DIRECTIONS :: Output the full listing below exactly as it reads, and skip anything that is a picture.

SUPPLIED MATERIAL ::
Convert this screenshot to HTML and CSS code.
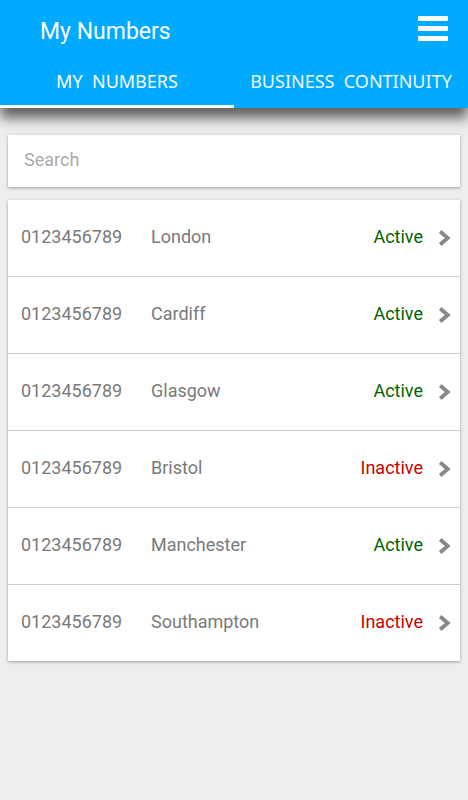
FILE: index.html
```html
<!DOCTYPE html>
<html lang="en">

<head>
  <meta charset="UTF-8">
  <meta name="viewport" content="width=device-width, initial-scale=1.0">
  <title>My Numbers</title>
  <link rel="stylesheet" href="styles.css">
</head>

<body>
  <header class="app-bar">
    <div class="toolbar">
      <h1>My Numbers</h1>
      <button class="menu-btn" aria-label="Menu">
        <span></span><span></span><span></span>
      </button>
    </div>
    <nav class="tabs">
      <a class="tab active">MY&nbsp; NUMBERS</a>
      <a class="tab">BUSINESS&nbsp; CONTINUITY</a>
    </nav>
  </header>

  <main class="content">
    <div class="search-card">
      <input type="text" placeholder="Search">
    </div>

    <ul class="number-list">
      <li><span class="num">0123456789</span><span class="city">London</span><span class="status active">Active</span><svg class="chev" viewBox="0 0 12 16"><polyline points="2,2 9,8 2,14" /></svg></li>
      <li><span class="num">0123456789</span><span class="city">Cardiff</span><span class="status active">Active</span><svg class="chev" viewBox="0 0 12 16"><polyline points="2,2 9,8 2,14" /></svg></li>
      <li><span class="num">0123456789</span><span class="city">Glasgow</span><span class="status active">Active</span><svg class="chev" viewBox="0 0 12 16"><polyline points="2,2 9,8 2,14" /></svg></li>
      <li><span class="num">0123456789</span><span class="city">Bristol</span><span class="status inactive">Inactive</span><svg class="chev" viewBox="0 0 12 16"><polyline points="2,2 9,8 2,14" /></svg></li>
      <li><span class="num">0123456789</span><span class="city">Manchester</span><span class="status active">Active</span><svg class="chev" viewBox="0 0 12 16"><polyline points="2,2 9,8 2,14" /></svg></li>
      <li><span class="num">0123456789</span><span class="city">Southampton</span><span class="status inactive">Inactive</span><svg class="chev" viewBox="0 0 12 16"><polyline points="2,2 9,8 2,14" /></svg></li>
    </ul>
  </main>
</body>

</html>
```

FILE: styles.css
```css
body {
  margin: 0;
  padding: 0;
  background: #eeeeee;
  font-family: Roboto, "Liberation Sans", sans-serif;
  height: 100vh;
  overflow: hidden;
}

.app-bar {
  background: #00aaff;
  color: #fff;
  box-shadow: 0 10px 12px rgba(0, 0, 0, 0.6);
  position: relative;
  z-index: 2;
}

.toolbar {
  height: 62px;
  display: flex;
  align-items: center;
  justify-content: space-between;
  padding: 0 20px 0 40px;
}

.toolbar h1 {
  margin: 0;
  font-size: 23px;
  font-weight: 400;
}

.menu-btn {
  background: none;
  border: none;
  padding: 0;
  width: 30px;
  display: flex;
  flex-direction: column;
  gap: 5px;
  margin-bottom: 5px;
}

.menu-btn span {
  display: block;
  height: 5px;
  background: #fff;
  border-radius: 1px;
}

.tabs {
  display: flex;
  height: 46px;
}

.tab {
  flex: 1;
  display: flex;
  justify-content: center;
  align-items: center;
  font-family: "Noto Sans", "Open Sans", sans-serif;
  font-size: 18px;
  color: #eef8ff;
  border-bottom: 3px solid transparent;
  padding-bottom: 6px;
}

.tab.active {
  color: #fff;
  border-bottom-color: #fff;
}

.content {
  padding: 27px 8px;
}

.search-card {
  background: #fff;
  height: 52px;
  box-shadow: 0 1px 3px rgba(0, 0, 0, 0.35);
  display: flex;
  align-items: center;
}

.search-card input {
  border: none;
  outline: none;
  width: 100%;
  padding: 0 16px 3px;
  font-family: Roboto, sans-serif;
  font-size: 18px;
  color: #777;
  background: transparent;
}

.search-card input::placeholder {
  color: #aaaaaa;
}

.number-list {
  list-style: none;
  margin: 13px 0 0;
  padding: 0;
  background: #fff;
  box-shadow: 0 1px 3px rgba(0, 0, 0, 0.35);
}

.number-list li {
  display: flex;
  align-items: center;
  height: 72px;
  padding: 0 9px 4px 13px;
  border-bottom: 1px solid #cccccc;
  font-size: 18px;
  color: #7a7a7a;
}

.number-list li:last-child {
  border-bottom: none;
}

.num {
  width: 130px;
}

.city {
  flex: 1;
}

.status.active {
  color: #006400;
}

.status.inactive {
  color: #cc0000;
}

.chev {
  width: 13px;
  height: 18px;
  margin: 4px 0 0 15px;
  fill: none;
  stroke: #888;
  stroke-width: 3.5;
}
```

EXPECTED ANSWER ::
Convert this screenshot to HTML and CSS code.
FILE: index.html
```html
<!DOCTYPE html>
<html lang="en">

<head>
  <meta charset="UTF-8">
  <meta name="viewport" content="width=device-width, initial-scale=1.0">
  <title>My Numbers</title>
  <link rel="stylesheet" href="styles.css">
</head>

<body>
  <header class="app-bar">
    <div class="toolbar">
      <h1>My Numbers</h1>
      <button class="menu-btn" aria-label="Menu">
        <span></span><span></span><span></span>
      </button>
    </div>
    <nav class="tabs">
      <a class="tab active">MY&nbsp; NUMBERS</a>
      <a class="tab">BUSINESS&nbsp; CONTINUITY</a>
    </nav>
  </header>

  <main class="content">
    <div class="search-card">
      <input type="text" placeholder="Search">
    </div>

    <ul class="number-list">
      <li><span class="num">0123456789</span><span class="city">London</span><span class="status active">Active</span><svg class="chev" viewBox="0 0 12 16"><polyline points="2,2 9,8 2,14" /></svg></li>
      <li><span class="num">0123456789</span><span class="city">Cardiff</span><span class="status active">Active</span><svg class="chev" viewBox="0 0 12 16"><polyline points="2,2 9,8 2,14" /></svg></li>
      <li><span class="num">0123456789</span><span class="city">Glasgow</span><span class="status active">Active</span><svg class="chev" viewBox="0 0 12 16"><polyline points="2,2 9,8 2,14" /></svg></li>
      <li><span class="num">0123456789</span><span class="city">Bristol</span><span class="status inactive">Inactive</span><svg class="chev" viewBox="0 0 12 16"><polyline points="2,2 9,8 2,14" /></svg></li>
      <li><span class="num">0123456789</span><span class="city">Manchester</span><span class="status active">Active</span><svg class="chev" viewBox="0 0 12 16"><polyline points="2,2 9,8 2,14" /></svg></li>
      <li><span class="num">0123456789</span><span class="city">Southampton</span><span class="status inactive">Inactive</span><svg class="chev" viewBox="0 0 12 16"><polyline points="2,2 9,8 2,14" /></svg></li>
    </ul>
  </main>
</body>

</html>
```

FILE: styles.css
```css
body {
  margin: 0;
  padding: 0;
  background: #eeeeee;
  font-family: Roboto, "Liberation Sans", sans-serif;
  height: 100vh;
  overflow: hidden;
}

.app-bar {
  background: #00aaff;
  color: #fff;
  box-shadow: 0 10px 12px rgba(0, 0, 0, 0.6);
  position: relative;
  z-index: 2;
}

.toolbar {
  height: 62px;
  display: flex;
  align-items: center;
  justify-content: space-between;
  padding: 0 20px 0 40px;
}

.toolbar h1 {
  margin: 0;
  font-size: 23px;
  font-weight: 400;
}

.menu-btn {
  background: none;
  border: none;
  padding: 0;
  width: 30px;
  display: flex;
  flex-direction: column;
  gap: 5px;
  margin-bottom: 5px;
}

.menu-btn span {
  display: block;
  height: 5px;
  background: #fff;
  border-radius: 1px;
}

.tabs {
  display: flex;
  height: 46px;
}

.tab {
  flex: 1;
  display: flex;
  justify-content: center;
  align-items: center;
  font-family: "Noto Sans", "Open Sans", sans-serif;
  font-size: 18px;
  color: #eef8ff;
  border-bottom: 3px solid transparent;
  padding-bottom: 6px;
}

.tab.active {
  color: #fff;
  border-bottom-color: #fff;
}

.content {
  padding: 27px 8px;
}

.search-card {
  background: #fff;
  height: 52px;
  box-shadow: 0 1px 3px rgba(0, 0, 0, 0.35);
  display: flex;
  align-items: center;
}

.search-card input {
  border: none;
  outline: none;
  width: 100%;
  padding: 0 16px 3px;
  font-family: Roboto, sans-serif;
  font-size: 18px;
  color: #777;
  background: transparent;
}

.search-card input::placeholder {
  color: #aaaaaa;
}

.number-list {
  list-style: none;
  margin: 13px 0 0;
  padding: 0;
  background: #fff;
  box-shadow: 0 1px 3px rgba(0, 0, 0, 0.35);
}

.number-list li {
  display: flex;
  align-items: center;
  height: 72px;
  padding: 0 9px 4px 13px;
  border-bottom: 1px solid #cccccc;
  font-size: 18px;
  color: #7a7a7a;
}

.number-list li:last-child {
  border-bottom: none;
}

.num {
  width: 130px;
}

.city {
  flex: 1;
}

.status.active {
  color: #006400;
}

.status.inactive {
  color: #cc0000;
}

.chev {
  width: 13px;
  height: 18px;
  margin: 4px 0 0 15px;
  fill: none;
  stroke: #888;
  stroke-width: 3.5;
}
```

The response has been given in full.